From the late 19th century into the 20th century, a number of dams have been constructed along the course of the Missouri transforming about 35% of the river into a chain of reservoirs. These developments were stimulated by the increased demand for rural electrification in the northwestern parts of the basin. The floods and droughts that had been plaguing the rapidly growing agricultural and urban areas in the lower parts of the river contributed to water reservation and flood control. Flood damages on the Mississippi-Missouri river system led the Congress to pass the Flood Control Act in 1944 hence opening the massive developments 

Gavins Point Dam, Gavins Point Dam is a hydroelectric dam on the Missouri River in Nebraska and South Dakota. Built from 1952 to 1957, it impounds Lewis and Clark Lake.

In the early years of the 20th century, the Missouri river has been engineers for water transport with 32% of the river flowing through artificially constructed channels. In 1942 The USAECE authorized maintaining the depth of the Missouri from the Port of Kansas to its mouth to six feet. Further, the river course from Kansas City to Sioux city has been expanded to 200 feet.
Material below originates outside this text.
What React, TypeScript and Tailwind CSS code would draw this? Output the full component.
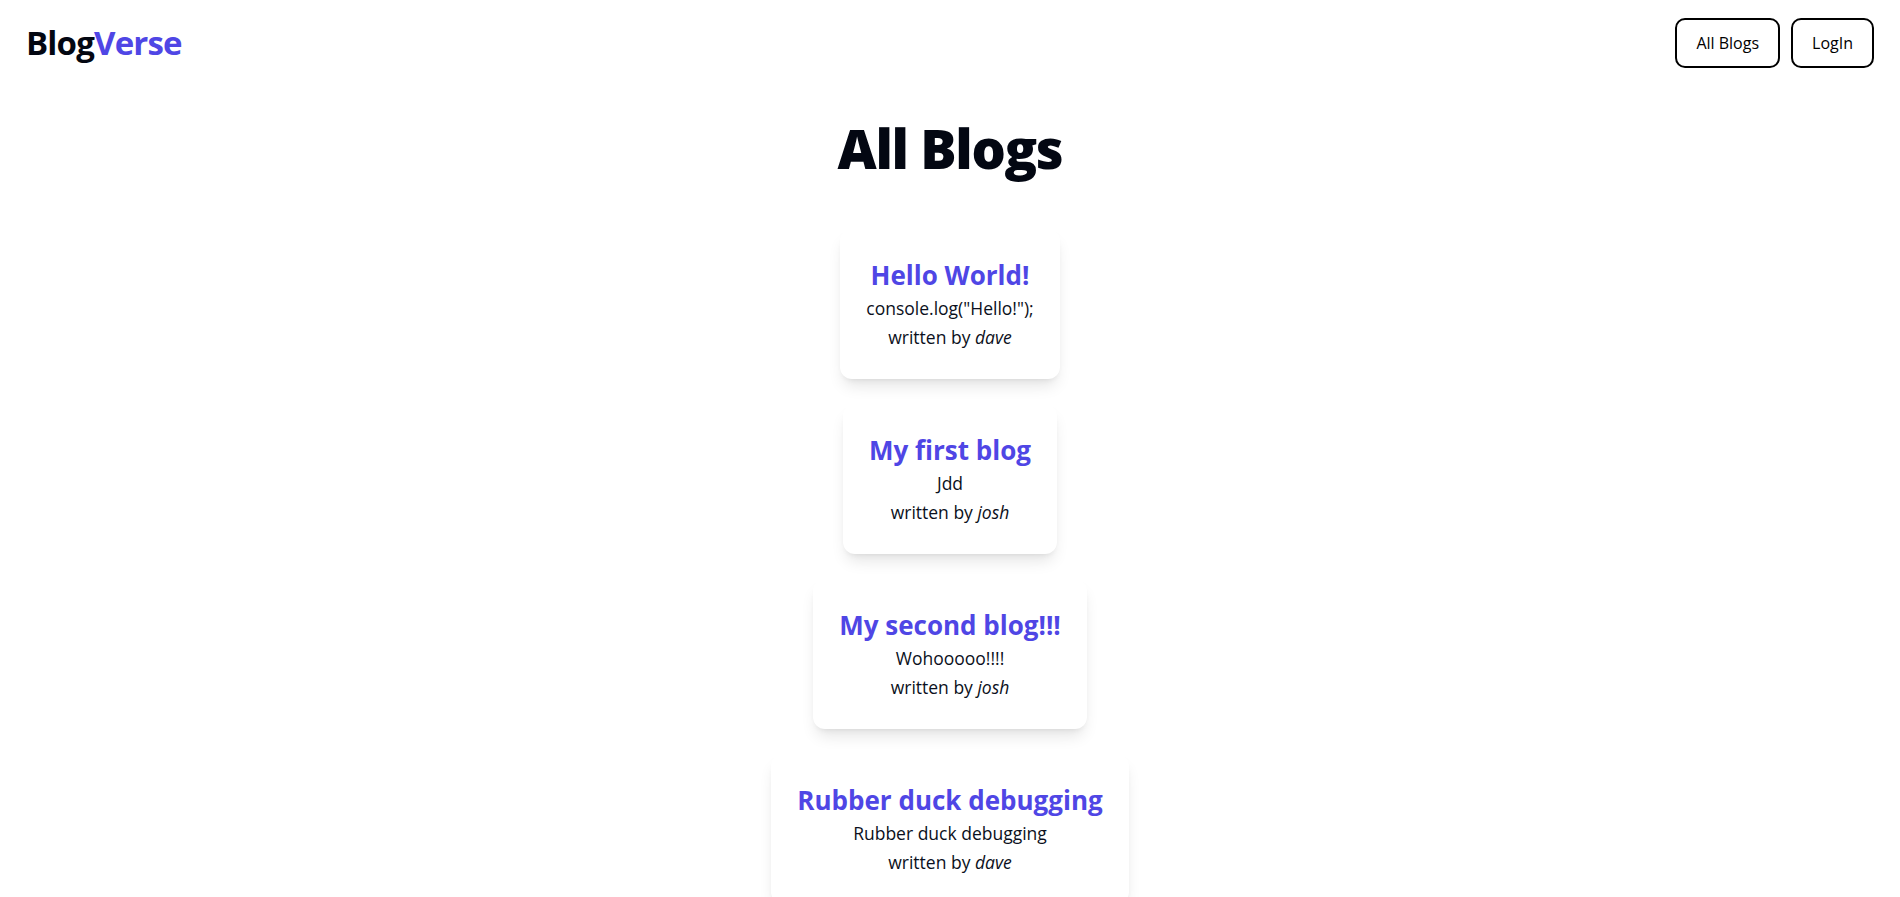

These expansion activities have led to the reduction of the river’s length from 2540 miles in the late 19th century to 2341 miles.

Threats

Human activities along the course of the river dating to the early 19th century have led to pollution of the Missouri river hence degrading its water quality. Most of the river’s floodplain habitats has been lost to farmlands. Fertilizer runoffs has led to the increase in nitrogen levels especially in the lower parts of Iowa and Missouri. This level of pollution affects the upper part of the Mississippi, Ohio, and Illinois Rivers. It has also contributed to the low oxygen levels in the vast Gulf of Mexico dead zone. Channeling the lower part of Missouri has made the river deeper, narrower, and less accessible to riparian flora and Fauna.